A couple of comments on the above, Suzanne.
I think I'll remain in the "just don't know" camp when it comes to what Jane Austen intended in her writing. My whole posts have been about what she didn't write about rather than what she did. Effectively, she had a somewhat limited carreer (staying with her finished major works and not worrying about order) and used a small variety of themes from family life and comedy to the somewhat darker themes of Mansfield Park via Northanger Abbey. I'm sure she could not predict her career as a writer would be so sadly short as it was (although her health must have been a worry at times). Where she may have gone next is pure speculation.

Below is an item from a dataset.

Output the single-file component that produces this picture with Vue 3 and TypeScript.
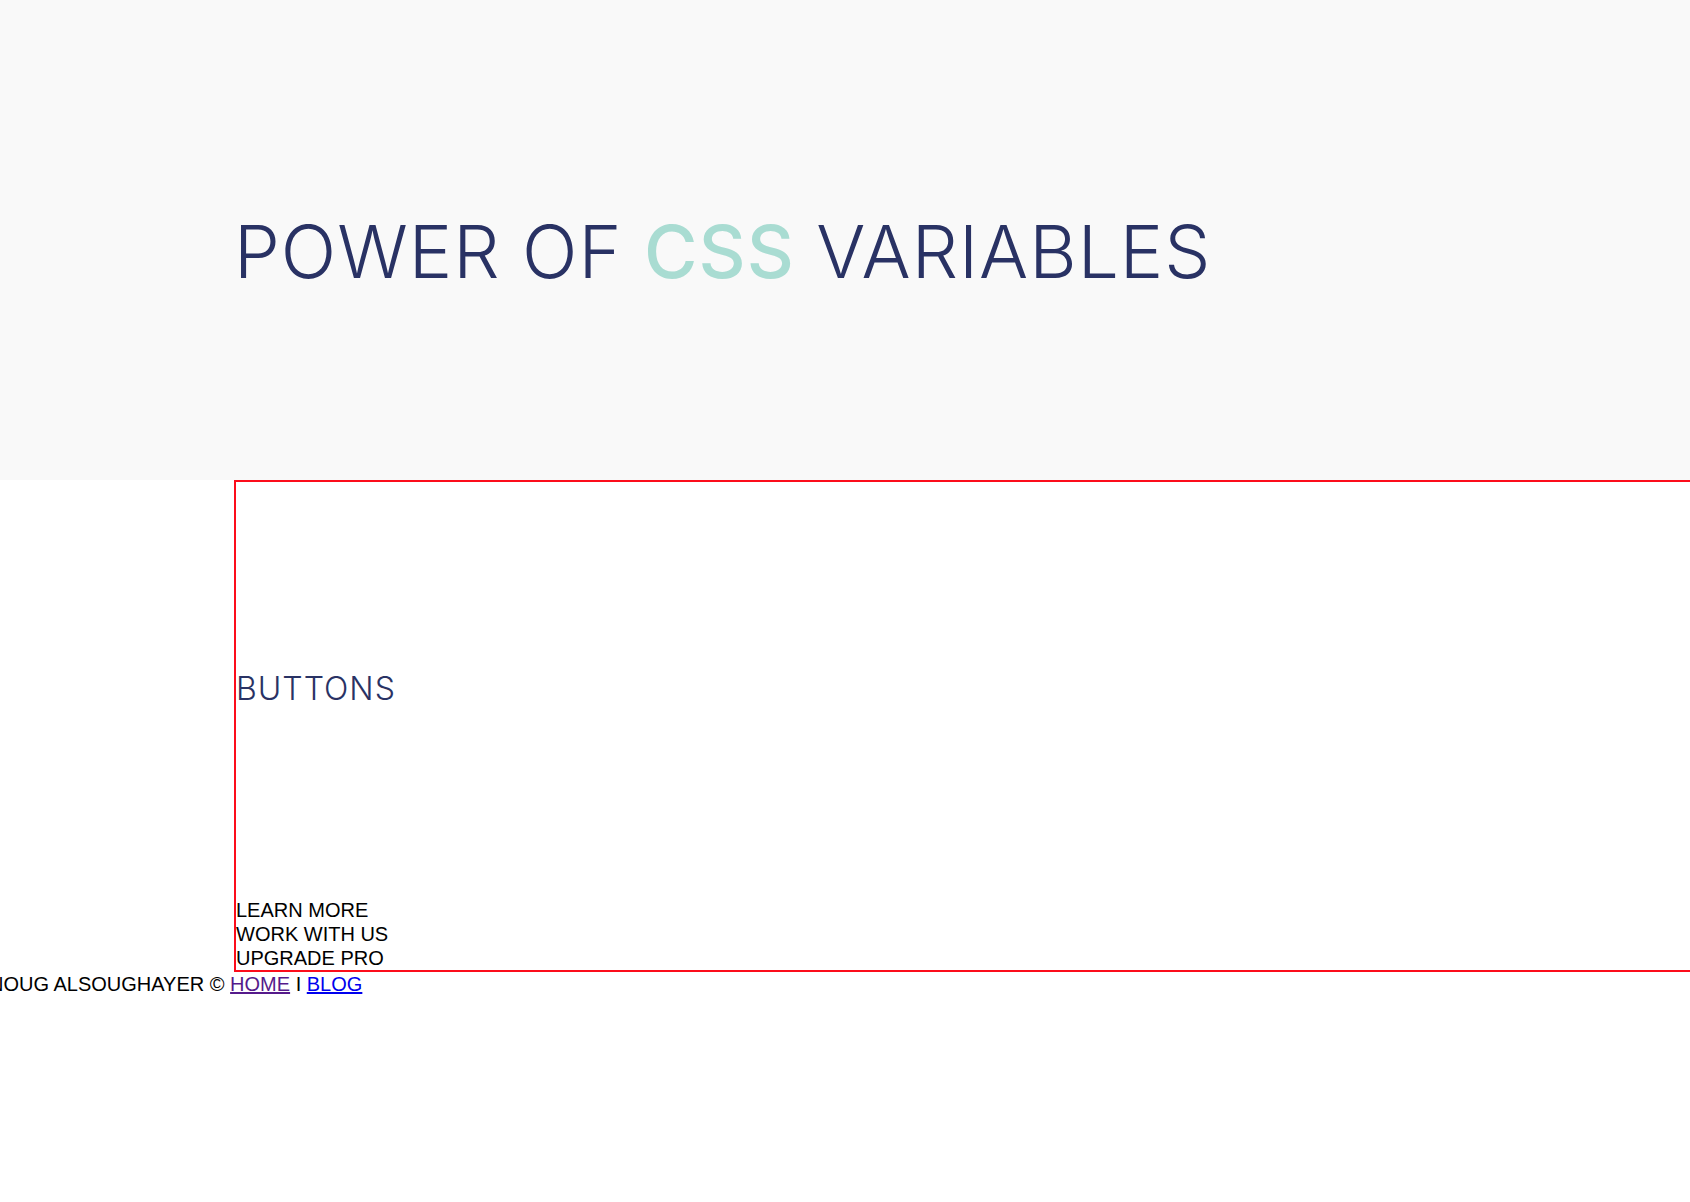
<script setup lang="ts">
const actions: string[] = ['Learn more', 'Work with us', 'Upgrade pro']
</script>

<template>
  <div class="page">
    <header class="hero">
      <h1 class="title">Power of <span class="accent">CSS</span> Variables</h1>
    </header>
    <main class="content">
      <h2 class="subtitle">Buttons</h2>
      <div v-for="action in actions" :key="action">{{ action }}</div>
    </main>
    <footer class="footer">
      Noug Alsoughayer © <a class="visited" href="#home">Home</a> I <a href="#blog">Blog</a>
    </footer>
  </div>
</template>

<style>
body {
  background: #fff;
}
</style>

<style scoped>
.page {
  --gutter: 234px;
  --primary: #293264;
  --accent: #a9dcd2;
  overflow-x: hidden;
  font-family: "Liberation Sans", Arial, sans-serif;
  font-size: 20px;
  line-height: 24px;
  text-transform: uppercase;
  color: #000;
}

.hero {
  padding: 204px 0 180px var(--gutter);
  background: #f9f9f9;
}

.title,
.subtitle {
  margin: 0;
  font-family: Inter, "Liberation Sans", sans-serif;
  font-weight: 300;
  letter-spacing: 1px;
  color: var(--primary);
}

.title {
  font-size: 73px;
  line-height: 96px;
}

.accent {
  font-weight: 500;
  color: var(--accent);
}

.content {
  margin-left: var(--gutter);
  border: 2px solid #fc0d1b;
  border-right: 0;
}

.subtitle {
  padding: 187px 0 189px;
  font-size: 32px;
  line-height: 40px;
}

.footer {
  margin-left: -11px;
  white-space: nowrap;
}

a {
  color: #0000ee;
}

.visited {
  color: #551a8b;
}
</style>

Jane Austen lived at the end of an era where she would have seen massive change had she lived a short time longer. War in Europe was over, (although England was usually involved in wars and skirmishes somewhere around the globe.) the arrival of steam, the railways, improved road surfaces, indeed the whole industrial revolution, and yes, the abolition of slave trading (which effectively happened in 1807 policy-wise in Britain) were all waiting in the wings with massive trade implications.The closeted rural world of Jane's topics and subjects was changing. The snobbish attitude of the middle-class to trade would see a major reversal in attitude and Jane Austen and those of her era would have to acknowlege it all as new money gradually replaced the old. All that would quite likely have had influences on writing, even the fictional aspects. It is a great pity we will never know.